CT Scans Help Detect Lung Cancer Early

By: Jessa Goddard
By: Jessa Goddard

Nearly 175,000 Americans will be diagnosed with lung cancer this year.
The majority will die because standard chest x-rays often don't spot it until it's too late.
Medical reporter Jessa Goddard has more on a new study that proves there may be a better way to detect the disease.
Doctors have long had doubts that early detection of lung tumors could improve survival, and also feared screening would lead to too many false alarms and unnecessary biopsies.
But this study offers the strongest evidence yet that screening smokers with chest scans can save lives.
The study strongly suggests screening smokers for lung cancer with computerized chest scans can save lives.
Researchers found people whose early lung tumors were detected by CT scans and promptly removed had an estimated 10 year survival rate of 92 percent.
Much better than the approximately 70 percent who typically survive, and far better than the dismal 5 percent who make it that long after the disease has spread beyond the lungs.
The problem, until now, has been early detection.
Dr. Daniel Scaperoth, a radiation oncologist says, "a lot of times, the small tumors, when they're stage 1, you can't detect them, at least the patient can't detect it.

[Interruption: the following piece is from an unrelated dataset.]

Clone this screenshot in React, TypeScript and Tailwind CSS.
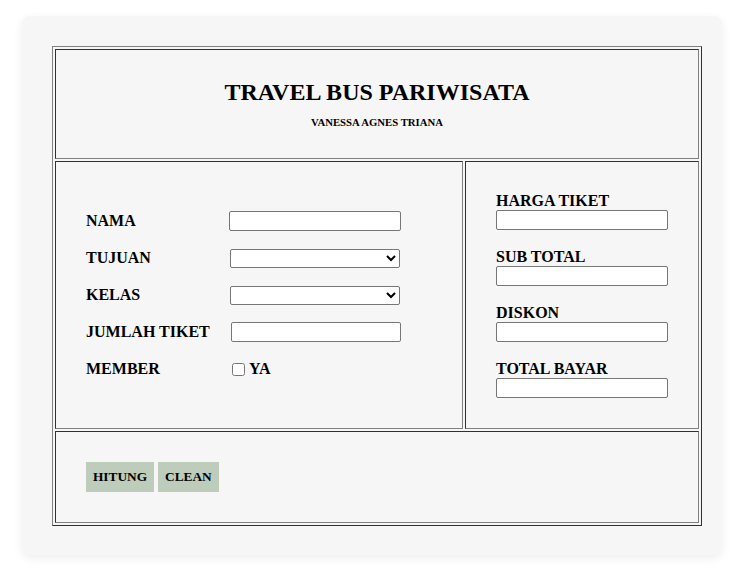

There's no symptoms, so they're breathing normally, they're having normal activities, they're not particularly short of breath, they don't see any difference, and yet this tumor's growing inside them."
Studies in the 1970's found screening smokers with regular x-rays did not improve lung cancer survival, and such efforts were largely abandoned until the 1990's when CT scans were developed.

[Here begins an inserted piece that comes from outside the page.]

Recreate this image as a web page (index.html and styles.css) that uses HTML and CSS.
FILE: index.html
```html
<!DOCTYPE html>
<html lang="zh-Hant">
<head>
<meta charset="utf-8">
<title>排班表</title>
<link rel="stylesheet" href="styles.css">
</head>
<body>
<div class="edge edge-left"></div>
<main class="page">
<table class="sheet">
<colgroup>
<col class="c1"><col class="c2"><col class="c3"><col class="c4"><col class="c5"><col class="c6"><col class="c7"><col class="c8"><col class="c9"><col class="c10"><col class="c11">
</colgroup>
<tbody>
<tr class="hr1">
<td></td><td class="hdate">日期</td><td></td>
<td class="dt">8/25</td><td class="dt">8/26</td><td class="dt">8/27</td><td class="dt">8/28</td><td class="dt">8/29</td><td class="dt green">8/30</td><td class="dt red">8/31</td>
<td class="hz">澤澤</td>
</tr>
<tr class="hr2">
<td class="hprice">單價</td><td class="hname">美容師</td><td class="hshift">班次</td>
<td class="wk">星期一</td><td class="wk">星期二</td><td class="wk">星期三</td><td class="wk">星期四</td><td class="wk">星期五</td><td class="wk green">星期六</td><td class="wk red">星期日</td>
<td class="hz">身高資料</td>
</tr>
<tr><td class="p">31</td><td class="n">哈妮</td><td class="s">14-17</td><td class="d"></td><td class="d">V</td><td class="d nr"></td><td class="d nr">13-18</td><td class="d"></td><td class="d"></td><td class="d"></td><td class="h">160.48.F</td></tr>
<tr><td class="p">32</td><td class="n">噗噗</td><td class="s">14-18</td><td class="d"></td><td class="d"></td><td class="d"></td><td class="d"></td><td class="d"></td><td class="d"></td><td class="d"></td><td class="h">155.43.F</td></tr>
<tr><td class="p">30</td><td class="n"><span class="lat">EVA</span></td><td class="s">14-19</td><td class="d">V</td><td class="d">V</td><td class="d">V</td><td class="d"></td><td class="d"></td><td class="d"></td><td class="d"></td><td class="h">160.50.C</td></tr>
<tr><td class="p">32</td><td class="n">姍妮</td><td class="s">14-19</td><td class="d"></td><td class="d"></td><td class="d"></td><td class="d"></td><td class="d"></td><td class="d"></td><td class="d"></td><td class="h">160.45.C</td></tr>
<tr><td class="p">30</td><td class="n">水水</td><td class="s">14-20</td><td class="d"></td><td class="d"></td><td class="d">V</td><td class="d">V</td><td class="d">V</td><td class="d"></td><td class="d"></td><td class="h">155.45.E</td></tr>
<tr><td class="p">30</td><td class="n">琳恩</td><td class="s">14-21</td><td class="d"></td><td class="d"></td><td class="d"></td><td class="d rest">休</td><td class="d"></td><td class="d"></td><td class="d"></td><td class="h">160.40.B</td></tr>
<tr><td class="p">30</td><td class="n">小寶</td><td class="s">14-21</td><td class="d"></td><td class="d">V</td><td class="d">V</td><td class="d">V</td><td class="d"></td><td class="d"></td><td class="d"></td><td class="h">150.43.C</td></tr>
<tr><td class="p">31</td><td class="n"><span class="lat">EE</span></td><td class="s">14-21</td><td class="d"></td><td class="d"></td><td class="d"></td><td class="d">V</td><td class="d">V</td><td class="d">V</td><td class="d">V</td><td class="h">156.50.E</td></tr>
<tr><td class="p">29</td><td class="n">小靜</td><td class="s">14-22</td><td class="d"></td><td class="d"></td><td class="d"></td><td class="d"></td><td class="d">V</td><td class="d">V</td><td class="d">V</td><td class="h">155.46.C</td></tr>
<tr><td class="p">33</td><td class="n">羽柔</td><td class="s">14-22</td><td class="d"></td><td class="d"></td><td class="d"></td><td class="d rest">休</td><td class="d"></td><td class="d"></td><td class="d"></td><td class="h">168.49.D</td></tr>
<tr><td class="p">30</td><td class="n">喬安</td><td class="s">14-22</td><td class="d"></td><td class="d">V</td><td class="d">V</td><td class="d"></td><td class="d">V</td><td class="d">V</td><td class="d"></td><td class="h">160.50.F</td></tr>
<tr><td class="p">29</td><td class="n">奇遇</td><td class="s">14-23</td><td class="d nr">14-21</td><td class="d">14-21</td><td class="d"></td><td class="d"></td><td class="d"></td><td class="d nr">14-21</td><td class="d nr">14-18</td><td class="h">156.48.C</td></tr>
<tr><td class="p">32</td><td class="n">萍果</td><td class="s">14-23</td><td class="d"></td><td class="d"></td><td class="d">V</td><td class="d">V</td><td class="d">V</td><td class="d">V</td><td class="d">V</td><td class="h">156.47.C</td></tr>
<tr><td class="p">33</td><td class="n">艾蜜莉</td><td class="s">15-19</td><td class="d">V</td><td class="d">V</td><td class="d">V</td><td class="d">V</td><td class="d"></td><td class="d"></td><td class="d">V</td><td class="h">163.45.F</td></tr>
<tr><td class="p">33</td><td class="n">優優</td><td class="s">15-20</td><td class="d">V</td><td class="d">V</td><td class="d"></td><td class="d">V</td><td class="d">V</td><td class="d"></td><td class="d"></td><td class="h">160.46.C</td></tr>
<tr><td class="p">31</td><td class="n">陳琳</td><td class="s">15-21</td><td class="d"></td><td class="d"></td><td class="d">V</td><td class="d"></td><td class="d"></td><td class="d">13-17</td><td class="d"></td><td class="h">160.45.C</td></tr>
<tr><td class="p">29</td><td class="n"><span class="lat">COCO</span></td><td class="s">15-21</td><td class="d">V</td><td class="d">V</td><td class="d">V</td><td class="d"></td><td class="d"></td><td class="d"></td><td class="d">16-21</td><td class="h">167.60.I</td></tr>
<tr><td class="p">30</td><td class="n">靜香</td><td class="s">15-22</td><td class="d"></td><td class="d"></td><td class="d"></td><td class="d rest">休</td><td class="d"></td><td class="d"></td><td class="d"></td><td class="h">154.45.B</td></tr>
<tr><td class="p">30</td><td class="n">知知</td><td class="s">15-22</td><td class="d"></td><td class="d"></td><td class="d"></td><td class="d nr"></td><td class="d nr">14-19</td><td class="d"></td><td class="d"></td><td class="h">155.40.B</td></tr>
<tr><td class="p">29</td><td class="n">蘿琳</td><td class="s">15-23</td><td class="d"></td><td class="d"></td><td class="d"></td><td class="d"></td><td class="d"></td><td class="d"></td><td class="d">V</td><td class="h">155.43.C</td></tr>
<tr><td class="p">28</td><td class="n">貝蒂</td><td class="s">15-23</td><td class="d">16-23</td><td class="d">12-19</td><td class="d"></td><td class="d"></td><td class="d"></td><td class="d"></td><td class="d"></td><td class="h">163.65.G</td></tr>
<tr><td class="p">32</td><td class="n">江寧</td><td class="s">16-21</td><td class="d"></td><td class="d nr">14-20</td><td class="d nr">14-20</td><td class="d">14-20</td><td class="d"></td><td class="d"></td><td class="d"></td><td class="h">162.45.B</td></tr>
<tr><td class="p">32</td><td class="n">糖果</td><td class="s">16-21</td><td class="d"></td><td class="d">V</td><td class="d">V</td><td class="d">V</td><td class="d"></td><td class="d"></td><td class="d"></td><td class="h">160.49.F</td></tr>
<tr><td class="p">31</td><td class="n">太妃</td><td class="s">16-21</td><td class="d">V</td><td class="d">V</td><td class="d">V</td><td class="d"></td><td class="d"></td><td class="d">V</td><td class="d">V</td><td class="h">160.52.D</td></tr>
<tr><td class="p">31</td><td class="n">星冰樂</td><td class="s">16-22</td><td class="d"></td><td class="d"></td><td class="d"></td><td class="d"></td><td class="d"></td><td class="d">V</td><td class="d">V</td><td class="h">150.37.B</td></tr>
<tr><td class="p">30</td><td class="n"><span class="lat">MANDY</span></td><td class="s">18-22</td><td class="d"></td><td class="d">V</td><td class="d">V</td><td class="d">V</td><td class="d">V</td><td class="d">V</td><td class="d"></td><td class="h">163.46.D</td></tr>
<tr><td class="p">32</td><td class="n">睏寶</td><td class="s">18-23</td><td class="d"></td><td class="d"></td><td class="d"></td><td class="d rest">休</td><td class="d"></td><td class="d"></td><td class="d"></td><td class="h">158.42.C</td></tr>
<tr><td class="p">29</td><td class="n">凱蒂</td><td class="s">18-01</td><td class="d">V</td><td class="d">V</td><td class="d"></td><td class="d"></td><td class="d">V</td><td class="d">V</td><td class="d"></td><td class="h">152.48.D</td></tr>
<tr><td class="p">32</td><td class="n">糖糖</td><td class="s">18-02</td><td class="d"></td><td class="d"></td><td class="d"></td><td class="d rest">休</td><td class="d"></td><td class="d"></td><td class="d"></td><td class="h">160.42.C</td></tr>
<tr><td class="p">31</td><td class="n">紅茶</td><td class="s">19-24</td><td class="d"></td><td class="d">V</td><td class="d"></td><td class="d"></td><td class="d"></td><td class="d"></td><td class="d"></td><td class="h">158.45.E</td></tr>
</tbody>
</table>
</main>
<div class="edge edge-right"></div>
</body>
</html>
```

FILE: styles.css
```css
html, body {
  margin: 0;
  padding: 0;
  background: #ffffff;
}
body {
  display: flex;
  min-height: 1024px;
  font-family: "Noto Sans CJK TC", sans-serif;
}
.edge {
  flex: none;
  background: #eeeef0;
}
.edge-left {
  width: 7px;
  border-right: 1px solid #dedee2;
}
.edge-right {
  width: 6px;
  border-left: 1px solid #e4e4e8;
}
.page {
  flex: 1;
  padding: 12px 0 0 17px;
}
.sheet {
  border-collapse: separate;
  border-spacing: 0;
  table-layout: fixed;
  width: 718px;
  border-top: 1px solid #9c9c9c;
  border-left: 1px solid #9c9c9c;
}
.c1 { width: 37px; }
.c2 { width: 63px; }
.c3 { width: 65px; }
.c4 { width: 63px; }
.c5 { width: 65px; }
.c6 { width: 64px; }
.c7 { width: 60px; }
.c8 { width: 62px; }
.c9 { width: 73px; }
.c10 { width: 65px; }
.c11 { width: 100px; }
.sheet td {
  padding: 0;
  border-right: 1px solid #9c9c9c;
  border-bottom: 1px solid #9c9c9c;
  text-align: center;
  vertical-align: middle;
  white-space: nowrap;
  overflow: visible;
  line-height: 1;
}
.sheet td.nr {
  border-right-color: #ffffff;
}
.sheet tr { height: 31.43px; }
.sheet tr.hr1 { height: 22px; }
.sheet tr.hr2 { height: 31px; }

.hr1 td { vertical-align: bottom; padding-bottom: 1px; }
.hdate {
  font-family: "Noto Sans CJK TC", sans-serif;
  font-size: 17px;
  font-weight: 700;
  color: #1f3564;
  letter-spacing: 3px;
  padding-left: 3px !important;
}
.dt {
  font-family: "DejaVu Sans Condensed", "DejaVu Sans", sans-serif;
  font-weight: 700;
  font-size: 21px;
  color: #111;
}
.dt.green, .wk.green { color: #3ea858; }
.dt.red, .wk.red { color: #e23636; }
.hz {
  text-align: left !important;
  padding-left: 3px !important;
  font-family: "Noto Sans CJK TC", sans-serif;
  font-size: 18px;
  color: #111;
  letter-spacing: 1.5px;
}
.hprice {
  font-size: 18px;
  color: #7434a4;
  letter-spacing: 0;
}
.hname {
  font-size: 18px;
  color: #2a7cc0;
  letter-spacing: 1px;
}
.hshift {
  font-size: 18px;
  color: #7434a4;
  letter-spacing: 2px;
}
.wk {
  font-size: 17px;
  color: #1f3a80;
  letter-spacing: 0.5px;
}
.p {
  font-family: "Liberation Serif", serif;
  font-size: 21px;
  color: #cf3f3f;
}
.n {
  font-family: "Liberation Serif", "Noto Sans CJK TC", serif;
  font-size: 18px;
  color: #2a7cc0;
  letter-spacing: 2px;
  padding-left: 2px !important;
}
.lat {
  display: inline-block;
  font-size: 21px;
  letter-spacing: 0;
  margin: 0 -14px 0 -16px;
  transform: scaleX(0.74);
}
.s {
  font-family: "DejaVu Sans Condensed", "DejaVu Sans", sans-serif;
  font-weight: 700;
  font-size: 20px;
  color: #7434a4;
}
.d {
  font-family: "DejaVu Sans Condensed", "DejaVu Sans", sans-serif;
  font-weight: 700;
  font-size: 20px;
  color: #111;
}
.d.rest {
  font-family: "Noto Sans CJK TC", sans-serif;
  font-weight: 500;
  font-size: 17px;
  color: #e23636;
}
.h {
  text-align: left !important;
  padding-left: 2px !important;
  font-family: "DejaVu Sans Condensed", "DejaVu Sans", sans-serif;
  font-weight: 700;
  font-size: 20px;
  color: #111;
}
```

These sophisticated x-rays produce images of the lungs from many angles and can reveal pea-sized tumors long before they produce symptoms.
But there are drawbacks, the scans cost between two and three hundred dollars, and insurers are not covering them, because the government doesn't recommend them.
Plus, with every CT scan, you're exposing your lungs to radiation.
Dr. Scaperoth says, "technology is moving that way. If we can get the price down and we can get less and less radiation dose to the patient, then i think maybe this is the way to go."
Until there's more proof, patients considering screening should ask their doctors about the pros and cons.
Researchers say CT scans offer hope, particularly for people who are at-risk for the disease, including current smokers, former smokers, and in some cases, people who were never smokers but exposed to second-hand smoke.